A perversidade dos homens em seu quotidiano ressoa na literatura. Machado de Assis, por exemplo, demonstrou genialidade incomparável ao tratar da essência do espírito humano sob o crivo da ironia. Shakespeare fez das intrigas palacianas o fermento para obras monumentais. Outros, mais contemporâneos, buscam na curiosidade do leitor pelo desconhecido, sua intemperança, seu desespero e suas atribulações o mote de suas obras e com isso se dão muito bem. Dan Brown e Paulo Coelho estão aí a faturar milhões de caraminguás e a encher suas burras!
Mas nem todo mundo lê. É claro, não devemos culpar o leitor, jamais, agindo como agem as facções políticas de nossos dias, que preferem a animosidade ao entendimento. Mas o fato é que não raro o escritor escreve para um leitor ideal, conjecturando que um dia será lido, por isso a premissa de que todo mundo que escreve, escreve para ser lido.
As razões de textos não serem lidos têm suas variantes e, às vezes, isso parte de uma autocrítica. Kurt Wolff em Memórias de um editor conta o périplo de Kafka que, antes de morrer, recomendou a seu amigo Max Bord que destruísse o que escrevera, pois o considerava de baixa qualidade. Felizmente, Max Brod o desobedeceu. Há casos, como de Emily Dickinson, que, reclusa, escrevia em cadernos e cuja obra só veio à luz por causa de amigos.
Dito isso, a caça aos leitores depende de marketing – e Paulo Coelho está aí como prova de que não estou mentindo. Leandro Karnal, Mário Cortella e Mark Manson com seu A sutil arte de ligar o foda-se, entre tantos outros, também estão aí para trazer respostas rápidas a problemas incômodos.
Não vou entrar na questão da literatura de massa, a despeito de as subcelebridades em suas redes sociais recomendarem o foda-se; penso em Kafka, não porque eu seja um leitor melhor que os outros, mas porque procuro algo que me fale ao espírito e não somente às partes baixas – sejam elas intelectuais ou físicas. No mais, reflito no porquê de ninguém lerem meus textos e eu insistir em escrevê-los a mim mesmo: li que textos na internet devem ser curtos, cheios de espaços, fotos, insistir nas palavras-chave que os sistemas lembrem quotidianamente e, o mais importante, devem ser curtos, bem curtos, sempre curtos. Curtíssimos.

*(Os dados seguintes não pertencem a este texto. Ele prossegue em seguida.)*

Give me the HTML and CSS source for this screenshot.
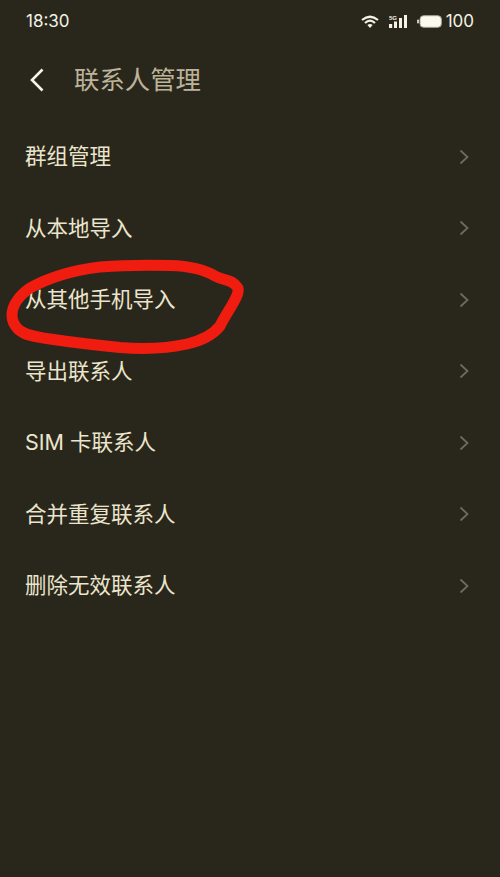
FILE: index.html
```html
<!DOCTYPE html>
<html lang="zh-CN">
<head>
<meta charset="utf-8">
<title>联系人管理</title>
<link rel="stylesheet" href="styles.css">
</head>
<body>
<div class="screen">
  <div class="status">
    <span class="time">18:30</span>
    <div class="status-right">
      <svg class="wifi" width="18" height="13" viewBox="0 0 18 13"><path d="M1 5 Q9 -1.5 17 5 M4 8 Q9 3.2 14 8" fill="none" stroke="#f4f1e6" stroke-width="2.2"/><path d="M6.4 10 Q9 8 11.6 10 L9 13 Z" fill="#f4f1e6"/></svg>
      <svg class="cell" width="18" height="13" viewBox="0 0 18 13"><g fill="#f4f1e6"><rect x="0" y="9" width="3.2" height="4"/><rect x="5" y="6.5" width="3" height="6.5"/><rect x="10" y="3" width="3" height="10"/><rect x="15" y="0" width="3" height="13"/><text class="net" x="0" y="5.2">5G</text></g></svg>
      <svg class="batt" width="25" height="13" viewBox="0 0 25 13"><rect x=".2" y="4.5" width="1.6" height="4" rx=".8" fill="#f4f1e6"/><rect x="3" y=".7" width="21.4" height="11.6" rx="3.6" fill="#fbf9ee" stroke="#a9a69a" stroke-width="1"/></svg>
      <span class="pct">100</span>
    </div>
  </div>
  <header class="bar">
    <svg class="back" width="16" height="26" viewBox="0 0 16 26"><path d="M13.5 2.5 L3 13 L13.5 23.5" fill="none" stroke="#f6f3e8" stroke-width="2.6"/></svg>
    <h1 class="title">联系人管理</h1>
  </header>
  <ul class="list">
    <li class="row"><span>群组管理</span><svg class="chev" width="10" height="16" viewBox="0 0 10 16"><path d="M1.5 1.5 L8.5 8 L1.5 14.5" fill="none" stroke="#6d6b5e" stroke-width="1.8"/></svg></li>
    <li class="row"><span>从本地导入</span><svg class="chev" width="10" height="16" viewBox="0 0 10 16"><path d="M1.5 1.5 L8.5 8 L1.5 14.5" fill="none" stroke="#6d6b5e" stroke-width="1.8"/></svg></li>
    <li class="row"><span>从其他手机导入</span><svg class="chev" width="10" height="16" viewBox="0 0 10 16"><path d="M1.5 1.5 L8.5 8 L1.5 14.5" fill="none" stroke="#6d6b5e" stroke-width="1.8"/></svg></li>
    <li class="row"><span>导出联系人</span><svg class="chev" width="10" height="16" viewBox="0 0 10 16"><path d="M1.5 1.5 L8.5 8 L1.5 14.5" fill="none" stroke="#6d6b5e" stroke-width="1.8"/></svg></li>
    <li class="row"><span>SIM 卡联系人</span><svg class="chev" width="10" height="16" viewBox="0 0 10 16"><path d="M1.5 1.5 L8.5 8 L1.5 14.5" fill="none" stroke="#6d6b5e" stroke-width="1.8"/></svg></li>
    <li class="row"><span>合并重复联系人</span><svg class="chev" width="10" height="16" viewBox="0 0 10 16"><path d="M1.5 1.5 L8.5 8 L1.5 14.5" fill="none" stroke="#6d6b5e" stroke-width="1.8"/></svg></li>
    <li class="row"><span>删除无效联系人</span><svg class="chev" width="10" height="16" viewBox="0 0 10 16"><path d="M1.5 1.5 L8.5 8 L1.5 14.5" fill="none" stroke="#6d6b5e" stroke-width="1.8"/></svg></li>
  </ul>
  <svg class="scribble" width="500" height="877" viewBox="0 0 500 877"><path d="M12 315 C12 305 20 295 30 288 C50 277 75 270 100 267 C125 265 150 265 170 265.5 C190 266 205 270 215 276 C224 281 232 279 238 288 C240 296 228 310 220 326 C212 336 200 341 187 344 C165 349 140 349 120 347.5 C95 345 70 342 50 339 C35 337 24 335 18 329 C14 325 12 320 12 315 Z" fill="none" stroke="#f01c10" stroke-width="11" stroke-linejoin="round"/></svg>
</div>
</body>
</html>
```
FILE: styles.css
```css
* { box-sizing: border-box; }
html, body { margin: 0; padding: 0; }
body { background: #29271b; font-family: "Inter", "Noto Sans CJK SC", sans-serif; }
.screen { position: relative; width: 500px; height: 877px; overflow: hidden; background: #29271b; }
.status { display: flex; justify-content: space-between; align-items: center; height: 42px; padding: 0 26px 0 26px; color: #f4f1e6; }
.time { font-size: 17px; }
.status-right { display: flex; align-items: center; }
.wifi { margin-right: 10px; }
.cell { margin-right: 10px; }
.net { font-size: 6px; font-weight: 700; font-family: "Liberation Sans", sans-serif; }
.batt { margin-right: 4px; }
.pct { font-size: 17px; }
.bar { display: flex; align-items: center; height: 76px; padding-left: 29px; }
.back { margin-right: 29px; }
.title { margin: -3px 0 0; font-size: 25.4px; font-weight: 400; color: #bdb39a; font-family: "Noto Sans CJK SC", sans-serif; line-height: 1; }
.list { list-style: none; margin: 2px 0 0; padding: 0 31px 0 25px; }
.row { display: flex; justify-content: space-between; align-items: center; height: 71.5px; font-size: 21.5px; color: #ece5cd; font-family: "Inter", "Noto Sans CJK SC", sans-serif; }
.row span { margin-top: -2px; }
.chev { margin-top: 2px; }
.scribble { position: absolute; left: 0; top: 0; pointer-events: none; }
```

Portanto, já passei da medida. As intersecções entre a vilania do homem, sua representação na ficção e o fato de ninguém querer ler textos que a elas se referem, se não ficou claro, definitivamente não leia Lukács ou Auerbach, mas veja TV ou leia qualquer livro que traga a palavra foda-se ou merda na capa, e isso por três razões: subcelebridades como Marília Mendonça e Juliana Paes os recomendam, editores dizem que são irreverentes e, o mais importante, a vida sob a máscara da ignorância é muito mais bela.
Portanto, se chegou até aqui leitor, considere-se “o cara”, pois terá sido um dos poucos ou quem sabe o único a ler essas garatujas. Sendo assim, recomendo A morte de Ivan Ilitch, de Tólstoi, ou Almas mortas, de Gógol.